The Bw-tree team first demonstrated its work in March 2011 during TechFest 2011, Microsoft Research’s annual showcase of cutting-edge projects. The Bw-tree performance results were dazzling enough to catch the interest of the SQL Server product group.
“When they learned about our performance numbers, that was when the Hekaton folks started paying serious attention to us,” researcher Justin Levandoski (opens in new tab) says. “We ran side-by-side tests of the Bw-tree against another latch-free technology they were using, which was based on ‘skiplists.’ The Bw-tree was faster by several factors.
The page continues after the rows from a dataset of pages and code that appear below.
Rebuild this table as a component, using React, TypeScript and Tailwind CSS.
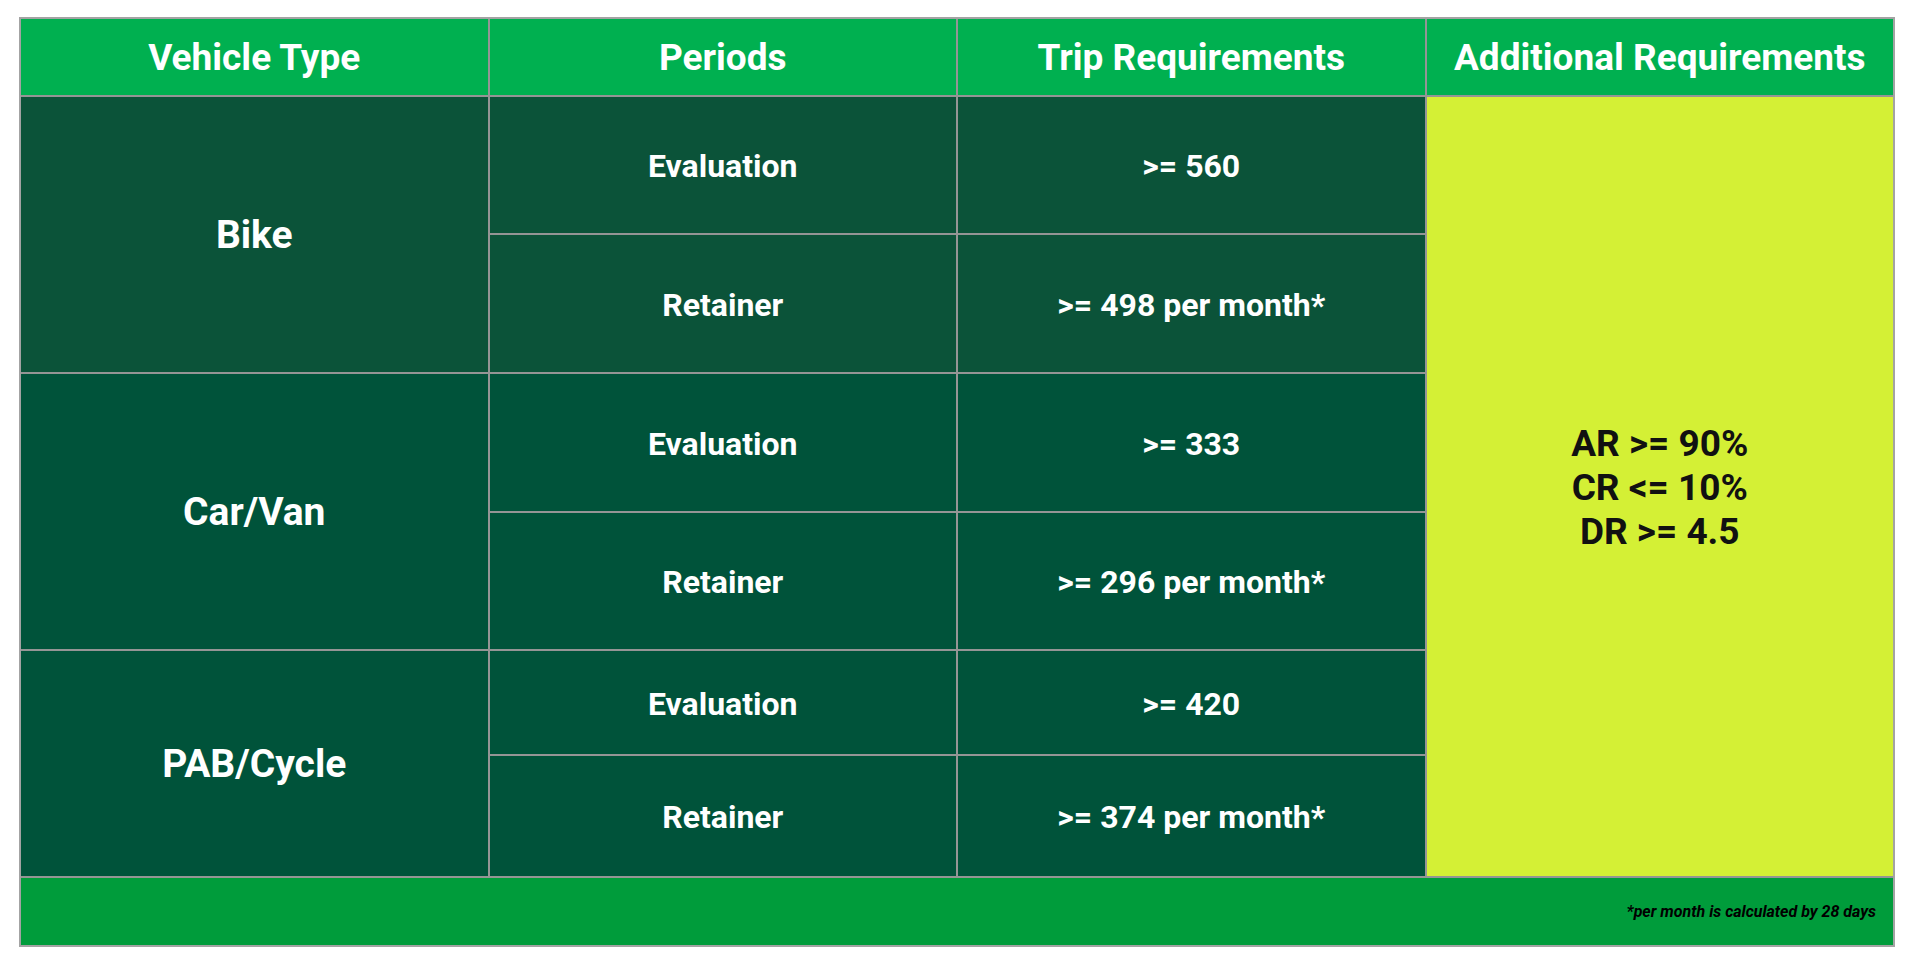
const headers = ["Vehicle Type", "Periods", "Trip Requirements", "Additional Requirements"];

const vehicles = [
  {
    name: "Bike",
    bg: "bg-[#0b5339]",
    rows: [
      { period: "Evaluation", req: ">= 560" },
      { period: "Retainer", req: ">= 498 per month*" },
    ],
  },
  {
    name: "Car/Van",
    bg: "bg-[#00533a]",
    rows: [
      { period: "Evaluation", req: ">= 333" },
      { period: "Retainer", req: ">= 296 per month*" },
    ],
  },
  {
    name: "PAB/Cycle",
    bg: "bg-[#00533a]",
    rows: [
      { period: "Evaluation", req: ">= 420" },
      { period: "Retainer", req: ">= 374 per month*" },
    ],
  },
];

const rowStarts = ["row-start-2", "row-start-4", "row-start-6"];
const subRowStarts = ["row-start-2", "row-start-3", "row-start-4", "row-start-5", "row-start-6", "row-start-7"];

export default function App() {
  return (
    <div className="min-h-screen bg-white pl-[19px] pt-[17px] font-['Roboto',_'Liberation_Sans',_sans-serif]">
      <div className="grid w-[1876px] grid-cols-4 grid-rows-[76px_136px_137px_137px_136px_103px_120px_67px] gap-[2px] border-2 border-[#a3a3a3] bg-[#959595]">
        {/* header */}
        {headers.map((h) => (
          <div key={h} className="row-start-1 flex items-center justify-center bg-[#00b050] pt-[2px] text-[37px] font-bold text-white">
            {h}
          </div>
        ))}

        {/* vehicle type cells */}
        {vehicles.map((v, i) => (
          <div
            key={v.name}
            className={`col-start-1 ${rowStarts[i]} row-span-2 flex items-center justify-center ${v.bg} pt-[2px] text-[39px] font-bold text-white`}
          >
            {v.name}
          </div>
        ))}

        {vehicles.flatMap((v, i) =>
          v.rows.map((r, j) => (
            <div key={`${v.name}-${r.period}`} className="contents">
              <div
                className={`col-start-2 ${subRowStarts[i * 2 + j]} flex items-center justify-center ${v.bg} pt-[2px] text-[32px] font-bold text-white`}
              >
                {r.period}
              </div>
              <div
                className={`col-start-3 ${subRowStarts[i * 2 + j]} flex items-center justify-center ${v.bg} pt-[2px] text-[32px] font-bold text-white`}
              >
                {r.req}
              </div>
            </div>
          ))
        )}

        {/* additional requirements */}
        <div className="col-start-4 row-start-2 row-span-6 flex flex-col items-center justify-center bg-[#d4f035] pt-[2px] text-[37px] font-bold leading-[44px] text-[#111]">
          <span>AR &gt;= 90%</span>
          <span>CR &lt;= 10%</span>
          <span>DR &gt;= 4.5</span>
        </div>

        {/* footer */}
        <div className="col-span-4 row-start-8 flex items-center justify-end bg-[#009c3b] pr-[17px] text-[16px] font-bold italic text-black">
          *per month is calculated by 28 days
        </div>
      </div>
    </div>
  );
}
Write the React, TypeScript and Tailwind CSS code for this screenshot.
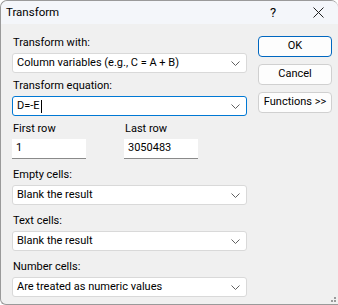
import React from "react";

function Chevron() {
  return (
    <svg width="9" height="5" viewBox="0 0 9 5" className="shrink-0">
      <path d="M0.5 0.5 L4.5 4.5 L8.5 0.5" fill="none" stroke="#606060" strokeWidth="1" />
    </svg>
  );
}

function Combo({ value, focused = false }: { value: string; focused?: boolean }) {
  return (
    <div
      className={
        "flex h-[20px] w-[235px] items-center justify-between rounded-[3px] bg-white pl-[4px] pr-[6px] " +
        (focused ? "border border-[#0078d4]" : "border border-[#d9d9d9]")
      }
    >
      <span className="flex items-center">
        {value}
        {focused && <span className="ml-[1px] inline-block h-[13px] w-[1px] bg-black" />}
      </span>
      <Chevron />
    </div>
  );
}

function Field({ label, className = "", children }: { label: string; className?: string; children: React.ReactNode }) {
  return (
    <div className={"flex flex-col " + className}>
      <span className="pl-[1px] leading-[15px]">{label}</span>
      <div className="mt-[3px]">{children}</div>
    </div>
  );
}

function Button({ label, primary = false }: { label: string; primary?: boolean }) {
  return (
    <div
      className={
        "flex h-[21px] w-[74px] items-center justify-center rounded-[4px] bg-[#fdfdfd] " +
        (primary ? "border-[1.5px] border-[#0067c0]" : "border border-[#d0d0d0]")
      }
    >
      {label}
    </div>
  );
}

export default function App() {
  return (
    <div
      className="h-[305px] w-[338px] overflow-hidden text-[11px] text-black"
      style={{ fontFamily: '"Segoe UI", Roboto, "Liberation Sans", sans-serif' }}
    >
      <div className="flex h-full flex-col rounded-t-[7px] rounded-bl-[6px] border-b border-l border-t border-[#9a9a9a] bg-[#f0f0f0]">
        {/* title bar */}
        <div className="flex h-[23px] items-center rounded-t-[7px] bg-[#f4f6fa] pl-[5px]">
          <span className="flex-1 text-[11.5px]">Transform</span>
          <span className="w-[20px] text-center text-[13px]">?</span>
          <span className="ml-[25px] mr-[10px] flex w-[20px] items-center justify-center">
            <svg width="11" height="11" viewBox="0 0 11 11">
              <path d="M0.5 0.5 L10.5 10.5 M10.5 0.5 L0.5 10.5" stroke="#202020" strokeWidth="1" />
            </svg>
          </span>
        </div>

        {/* body */}
        <div className="relative flex flex-1 pl-[11px] pt-[11px]">
          <div className="flex flex-col">
            <Field label="Transform with:">
              <Combo value="Column variables (e.g., C = A + B)" />
            </Field>
            <Field label="Transform equation:" className="mt-[5px]">
              <Combo value="D=-E" focused />
            </Field>
            <div className="mt-[5px] flex gap-[38px]">
              <Field label="First row">
                <div className="flex h-[20px] w-[74px] items-center border-b border-b-[#8a8a8a] bg-white pl-[4px]">1</div>
              </Field>
              <Field label="Last row">
                <div className="flex h-[20px] w-[74px] items-center border-b border-b-[#8a8a8a] bg-white pl-[4px]">3050483</div>
              </Field>
            </div>
            <Field label="Empty cells:" className="mt-[8px]">
              <Combo value="Blank the result" />
            </Field>
            <Field label="Text cells:" className="mt-[8px]">
              <Combo value="Blank the result" />
            </Field>
            <Field label="Number cells:" className="mt-[8px]">
              <Combo value="Are treated as numeric values" />
            </Field>
          </div>

          <div className="ml-[11px] flex flex-col gap-[7px] pt-[1px]">
            <Button label="OK" primary />
            <Button label="Cancel" />
            <Button label="Functions >>" />
          </div>

          <div className="absolute bottom-[2px] right-[2px] grid grid-cols-2 gap-[1px]">
            <span className="h-[2px] w-[2px]" />
            <span className="h-[2px] w-[2px] bg-[#9a9a9a]" />
            <span className="h-[2px] w-[2px] bg-[#9a9a9a]" />
            <span className="h-[2px] w-[2px] bg-[#9a9a9a]" />
          </div>
        </div>
      </div>
    </div>
  );
}
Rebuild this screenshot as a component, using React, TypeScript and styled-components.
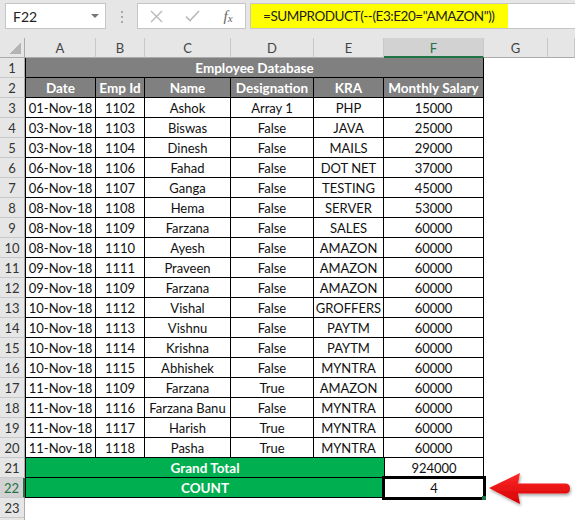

Shortly after that, we began engaging with the Hekaton team, mainly Diaconu and Zwilling.”
“A skiplist is often the first choice for implementing an ordered index, either latch-free or latch-based, because it is perceived to be more lightweight than a full B-tree implementation”, says Sudipta Sengupta (opens in new tab), senior researcher in the Communication and Storage Systems Group. “An important contribution of our work is in dispelling this myth and establishing that latch-free B-trees can perform way better than latch-free skiplists. The Bw-tree also performs significantly better than a well-known latch-based B-tree implementation—BerkeleyDB—that is widely regarded in the community for its good performance.”
Zwilling supplied the Bw-tree team with a workload scenario exhibiting the “last-page latch” problem, in which all threads continually attempt to update a single page of a B-tree index—the “last page.” This high contention scenario causes severe performance degradation when using latch-based approaches. On this workload, the Bw-tree performed better by a factor of 24 over another, well-engineered latch-based implementation. The Hekaton team decided to go with the Bw-tree.
The Bw-Tree: A B-tree for New Hardware Platforms (opens in new tab) by Levandoski, Lomet, and Sengupta will be one of the papers presented in April during the 29th IEEE International Conference on Data Engineering (opens in new tab).
A Close Partnership
After four years working closely with the SQL Server product group, Larson values highly the collaboration experience, as well as its outcome.
“The Hekaton team within the SQL Server product group is the most talented and ambitious product team I’ve ever worked with,” Larson says. “The key developers have deep technical knowledge and strong technical views, which sometimes lead to rather heated but always valuable discussions.”
The collaboration continues. Hekaton entered its next phase during PASS Summit 2012: private previews with a small set of customers. This group will help build, test, and validate the capabilities of the solution—as well as validate the decision to incorporate Hekaton technology into the core of SQL Server, so that it accelerates performance with complete transparency.